I guess I would have to say places like Copenhagen, but others are doing well. Paris has, of late, been doing some exciting things around changing people’s perceptions of emissions and the link to their use of energy.
What in your opinion is the most important challenge facing cities in becoming more sustainable, and a corresponding solution?
London is trying to solve its air pollution problem, but is stuck on the impact of being a highly centralised economy (1.5 million people cross the Circle Underground Line every day, mostly between 8am and 9am) – distributing the economy around the city would make a big difference to the amount of movement required to serve it, and thus the amount of energy consumed and emissions produced. This would mean encouraging businesses to operate throughout the city rather than mainly in the core, making it easier to move around the outer boroughs; an outer orbital railway line would be really beneficial for this.

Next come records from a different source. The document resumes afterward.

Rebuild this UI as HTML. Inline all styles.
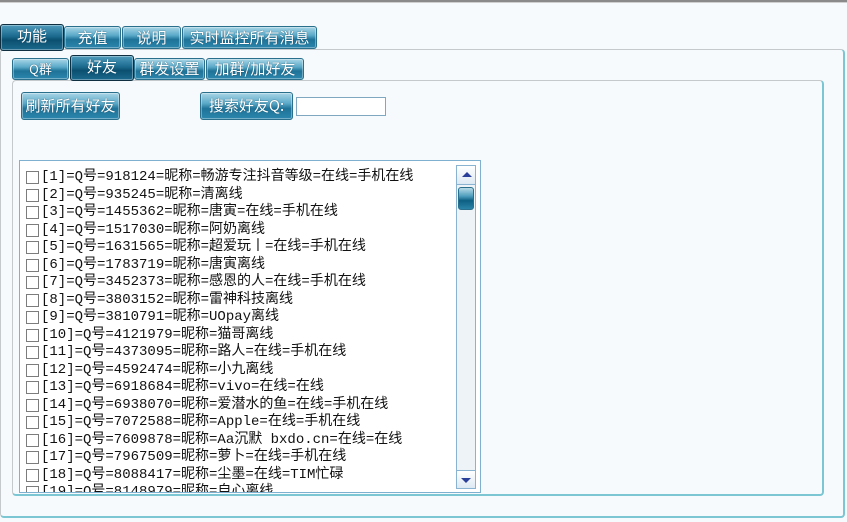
<!DOCTYPE html>
<html><head><meta charset="utf-8"><style>
*{box-sizing:border-box;margin:0;padding:0}
body{width:847px;height:522px;background:#f6fafc;position:relative;overflow:hidden;font-family:"Liberation Mono","Noto Sans CJK SC",monospace;}
.topline{position:absolute;left:0;top:0;width:847px;height:3px;background:#8a8a8a;border-bottom:1px solid #cfcfcf}
.b{position:absolute;border:1px solid #2a6f8c;border-radius:3px;background:linear-gradient(#a9d6e6 0%,#5aa9c8 40%,#1f7398 60%,#2b86ad 100%);color:#fff;font-size:15px;text-align:center;line-height:22px;text-shadow:0 0 1px #0a3a52;font-family:"Noto Sans CJK SC",sans-serif;box-shadow:inset 0 0 0 1px rgba(255,255,255,.35)}
.sel{background:linear-gradient(#4f9cbd 0%,#1c6b8f 45%,#0b4f70 60%,#1b6a8e 100%);border:1px solid #0f2f40}
.panel{position:absolute;background:#f6fafc;border:1px solid #c5c9cb;border-right:2px solid #7cc6d4;border-bottom:2px solid #7cc6d4;border-radius:4px}
.list{position:absolute;left:19px;top:160px;width:462px;height:333px;background:#fff;border:1px solid #7fb0cf;overflow:hidden}
.row{height:17.5px;font-size:14px;line-height:17.5px;color:#111;white-space:nowrap;padding-left:6px;display:flex;align-items:center}
.cb{width:13px;height:13px;border:1px solid #7c7c7c;margin-right:2px;flex:none;background:#fff}
.sb{position:absolute;left:456px;top:165px;width:20px;height:324px;background:#eef3f8;border:1px solid #8ab3d2}
</style></head><body>
<div class="topline"></div>
<div class="panel" style="left:0;top:49px;width:845px;height:469px"></div>
<div class="b" style="left:122px;top:26px;width:59px;height:23px">说明</div>
<div class="b" style="left:182px;top:26px;width:135px;height:23px">实时监控所有消息</div>
<div class="b" style="left:64px;top:26px;width:57px;height:23px">充值</div>
<div class="b sel" style="left:0;top:24px;width:64px;height:27px">功能</div>
<div class="panel" style="left:12px;top:80px;width:812px;height:416px"></div>
<div class="b" style="left:12px;top:58px;width:57px;height:22px;font-size:13px;line-height:20px">Q群</div>
<div class="b" style="left:134px;top:58px;width:71px;height:22px;line-height:20px">群发设置</div>
<div class="b" style="left:206px;top:58px;width:98px;height:22px;line-height:20px">加群/加好友</div>
<div class="b sel" style="left:70px;top:55px;width:64px;height:26px">好友</div>
<div class="b" style="left:21px;top:92px;width:99px;height:28px;line-height:26px">刷新所有好友</div>
<div class="b" style="left:200px;top:92px;width:93px;height:28px;line-height:26px">搜索好友Q:</div>
<div style="position:absolute;left:296px;top:97px;width:90px;height:19px;background:#fff;border:1px solid #7fa8c0"></div>
<div class="list"><div style="padding-top:8px">
<div class="row"><span class="cb"></span>[1]=Q号=918124=昵称=畅游专注抖音等级=在线=手机在线</div>
<div class="row"><span class="cb"></span>[2]=Q号=935245=昵称=清离线</div>
<div class="row"><span class="cb"></span>[3]=Q号=1455362=昵称=唐寅=在线=手机在线</div>
<div class="row"><span class="cb"></span>[4]=Q号=1517030=昵称=阿奶离线</div>
<div class="row"><span class="cb"></span>[5]=Q号=1631565=昵称=超爱玩丨=在线=手机在线</div>
<div class="row"><span class="cb"></span>[6]=Q号=1783719=昵称=唐寅离线</div>
<div class="row"><span class="cb"></span>[7]=Q号=3452373=昵称=感恩的人=在线=手机在线</div>
<div class="row"><span class="cb"></span>[8]=Q号=3803152=昵称=雷神科技离线</div>
<div class="row"><span class="cb"></span>[9]=Q号=3810791=昵称=UOpay离线</div>
<div class="row"><span class="cb"></span>[10]=Q号=4121979=昵称=猫哥离线</div>
<div class="row"><span class="cb"></span>[11]=Q号=4373095=昵称=路人=在线=手机在线</div>
<div class="row"><span class="cb"></span>[12]=Q号=4592474=昵称=小九离线</div>
<div class="row"><span class="cb"></span>[13]=Q号=6918684=昵称=vivo=在线=在线</div>
<div class="row"><span class="cb"></span>[14]=Q号=6938070=昵称=爱潜水的鱼=在线=手机在线</div>
<div class="row"><span class="cb"></span>[15]=Q号=7072588=昵称=Apple=在线=手机在线</div>
<div class="row"><span class="cb"></span>[16]=Q号=7609878=昵称=Aa沉默 bxdo.cn=在线=在线</div>
<div class="row"><span class="cb"></span>[17]=Q号=7967509=昵称=萝卜=在线=手机在线</div>
<div class="row"><span class="cb"></span>[18]=Q号=8088417=昵称=尘墨=在线=TIM忙碌</div>
<div class="row"><span class="cb"></span>[19]=Q号=8148979=昵称=自心离线</div>
</div></div>
<div class="sb">
<div style="height:19px;background:linear-gradient(#fff,#dde9f3);border-bottom:1px solid #8ab3d2;position:relative"><div style="position:absolute;left:5px;top:6px;border-left:5px solid transparent;border-right:5px solid transparent;border-bottom:5px solid #2a3f9a"></div></div>
<div style="margin:2px 1px;height:23px;border-radius:3px;background:linear-gradient(#b8dbe8,#4a9bbb 40%,#0d5f82 60%,#2a84a8);border:1px solid #2a6f8c"></div>
<div style="position:absolute;bottom:0;left:0;width:18px;height:18px;background:linear-gradient(#fff,#dde9f3);border-top:1px solid #8ab3d2"><div style="position:absolute;left:4px;top:7px;border-left:5px solid transparent;border-right:5px solid transparent;border-top:5px solid #2a3f9a"></div></div>
</div>
</body></html>
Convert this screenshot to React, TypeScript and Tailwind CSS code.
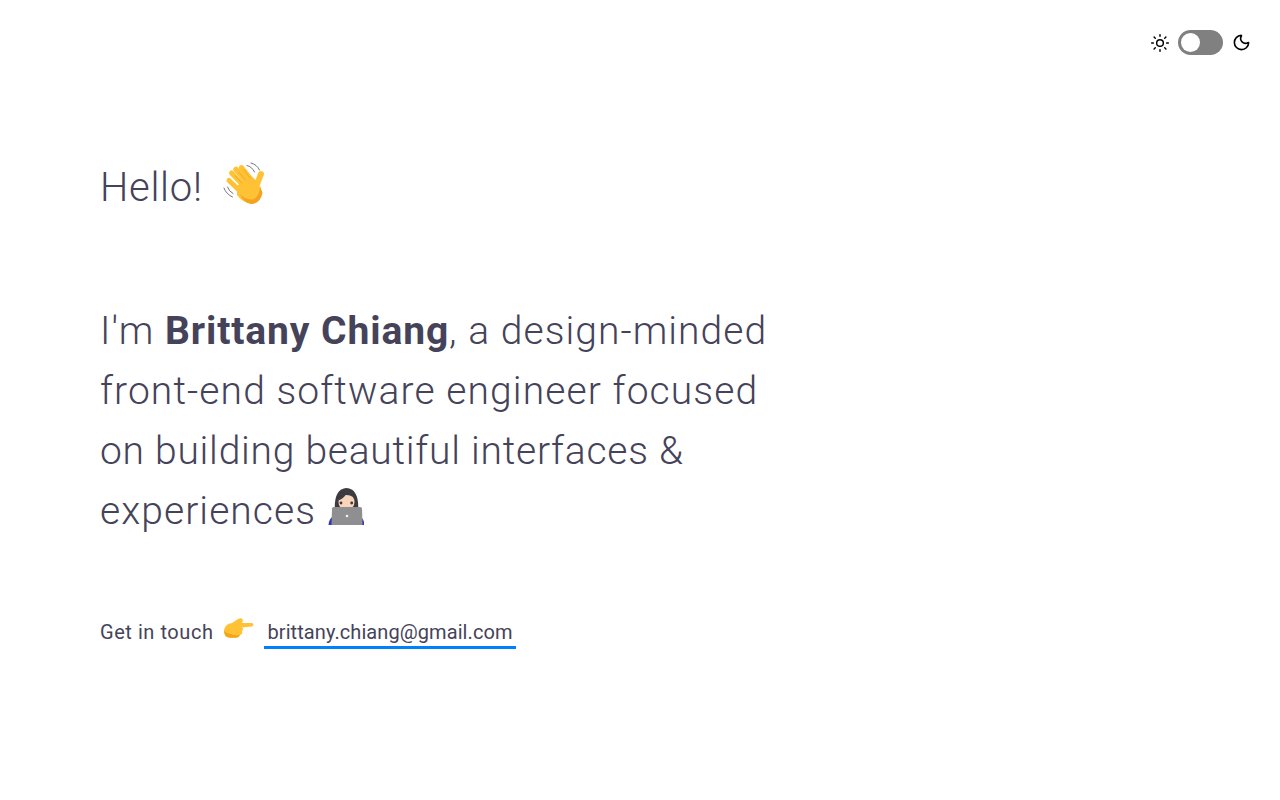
import { Moon, Sun } from 'lucide-react';

function WaveEmoji() {
    return (
        <svg viewBox="0 0 44 44" className="h-[44px] w-[44px] shrink-0" fill="none">
            <g strokeLinecap="round" stroke="#FFC235">
                <path d="M8.5 11 L21 24" strokeWidth="5" />
                <path d="M13 7.5 L25 21" strokeWidth="5.5" />
                <path d="M18.5 6 L29 19" strokeWidth="5.5" />
                <path d="M6 18.5 L18 30" strokeWidth="5" />
                <path d="M38 12 L33 25" strokeWidth="6" />
            </g>
            <path d="M14 24 L27 13 L35 20 L39 31 Q37 41 28 41.5 Q20 41 14 33 Z" fill="#FFC235" />
            <path d="M17 32 Q23 39 31 37 Q37 33 37 24 L39.5 31 Q37 42 28 42 Q21 41 17 32 Z" fill="#F4A21F" />
            <path d="M12 14 L19 21 M16 10.5 L23 18.5 M21 8 L27 16" stroke="#EFA21E" strokeWidth="0.8" strokeLinecap="round" />
            <path d="M24 3.5 Q29 4.5 31.5 10 M28 1 Q34 2.5 36.5 8" stroke="#77777d" strokeWidth="1" strokeLinecap="round" />
            <path d="M1 26 Q3 32 9.5 35 M4.5 25 Q6 29.5 10 31.5" stroke="#77777d" strokeWidth="1" strokeLinecap="round" />
        </svg>
    );
}

function TechnologistEmoji() {
    return (
        <svg viewBox="0 0 36 40" className="h-[40px] w-[36px] shrink-0" fill="none">
            <path d="M0.5 38 Q1 31 6 29 L31 29 Q36 31 36.5 38 Z" fill="#2F38B5" />
            <path d="M7 26 Q5 2 18.5 1 Q32 2 30 26 Z" fill="#3C3C40" />
            <path d="M10.5 15 Q10.5 8 18.5 8 Q26.5 8 26.5 15 Q26.5 22 18.5 23 Q10.5 22 10.5 15 Z" fill="#F7D5BD" />
            <path d="M10 13.5 Q15.5 12 18.5 6.5 L12.5 6.5 Z" fill="#3C3C40" />
            <circle cx="13" cy="16" r="1.4" fill="#4a3428" />
            <circle cx="23.7" cy="16" r="1.4" fill="#4a3428" />
            <path d="M4 21.5 Q4 20 6 20 L32 20 Q34 20 34 21.5 L34.5 38 L3.5 38 Z" fill="#8F8F92" />
            <circle cx="19" cy="29" r="1.3" fill="#f2f2f2" />
        </svg>
    );
}

function PointEmoji() {
    return (
        <svg viewBox="0 0 32 24" className="h-[24px] w-[32px] shrink-0" fill="none">
            <path d="M1 13 Q2 7 9 6 L15 2 Q19 0 20 3 L19 6 L29 6 Q32 7.5 29 9.5 L19 10.5 Q21 12 19 14 Q20 17 17 18 Q16 21 12 21 L7 21 Q0 20 1 13 Z" fill="#FFC235" />
            <path d="M1 14 Q2 20 7 20.5 L13 20.5 Q16 20 17 18 Q11 19 8 17 Q4 17 1 14 Z" fill="#F4A21F" />
        </svg>
    );
}

export default function App() {
    return (
        <div className="min-h-[800px] bg-white font-['Roboto','Liberation_Sans',sans-serif] text-[#45435a]">
            <header className="flex items-center justify-end pt-[30px] pr-[29px]">
                <Sun className="mr-[8px] h-[20px] w-[20px] text-black" strokeWidth={1.75} />
                <div className="flex h-[25px] w-[45px] items-center rounded-full bg-[#808080] pl-[3px]">
                    <div className="h-[19px] w-[19px] rounded-full bg-white" />
                </div>
                <Moon className="ml-[9px] h-[19px] w-[19px] text-black" strokeWidth={2} />
            </header>
            <main className="px-[100px] pt-[107px]">
                <h1 className="flex h-[44px] items-start text-[40px] font-light leading-[52px] tracking-[0.7px]">
                    <span>Hello!</span>
                    <span className="ml-[20px]"><WaveEmoji /></span>
                </h1>
                <p className="mt-[95px] text-[39px] font-light leading-[60px] tracking-[1.05px]">
                    I'm <strong className="font-bold tracking-[0.9px]">Brittany Chiang</strong>, a design-minded
                    <br />
                    <span className="tracking-[1.1px]">front-end software engineer focused</span>
                    <br />
                    <span className="tracking-[0.75px]">on building beautiful interfaces &amp;</span>
                    <br />
                    <span className="inline-flex items-center">
                        experiences
                        <span className="ml-[12px] -translate-y-[4px]"><TechnologistEmoji /></span>
                    </span>
                </p>
                <div className="mt-[74px] flex items-start text-[20px] leading-[27px]">
                    <span className="mt-[4px] tracking-[0.55px]">Get in touch</span>
                    <span className="ml-[10px] mt-[2px]"><PointEmoji /></span>
                    <a href="#" className="ml-[9px] border-b-[3px] border-[#007fff] px-[3px] pt-[4px] tracking-[0.08px]">
                        brittany.chiang@gmail.com
                    </a>
                </div>
            </main>
        </div>
    );
}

This would also scale the interactions back to a much more human scale so that people can greet each other informally in the street on their way to having a great day.
What do you think cities in the future will look and feel like to live and move in, in say 2050?
If we do nothing now, they will cease to exist. If we respond to the challenge, I think they might look more like coalesced communities which are self-sufficient for some things and able to obtain others easily from neighbouring communities. I think making energy sharable would attach people much more to their use of energy and thus the emissions that result. A street could have every house with a photovoltaic system, and a local distributor system to distribute it between the houses on a basis agreed by the community. I see a much more walkable place and people stopping and lingering rather than moving and rushing. But that might be just too idealistic!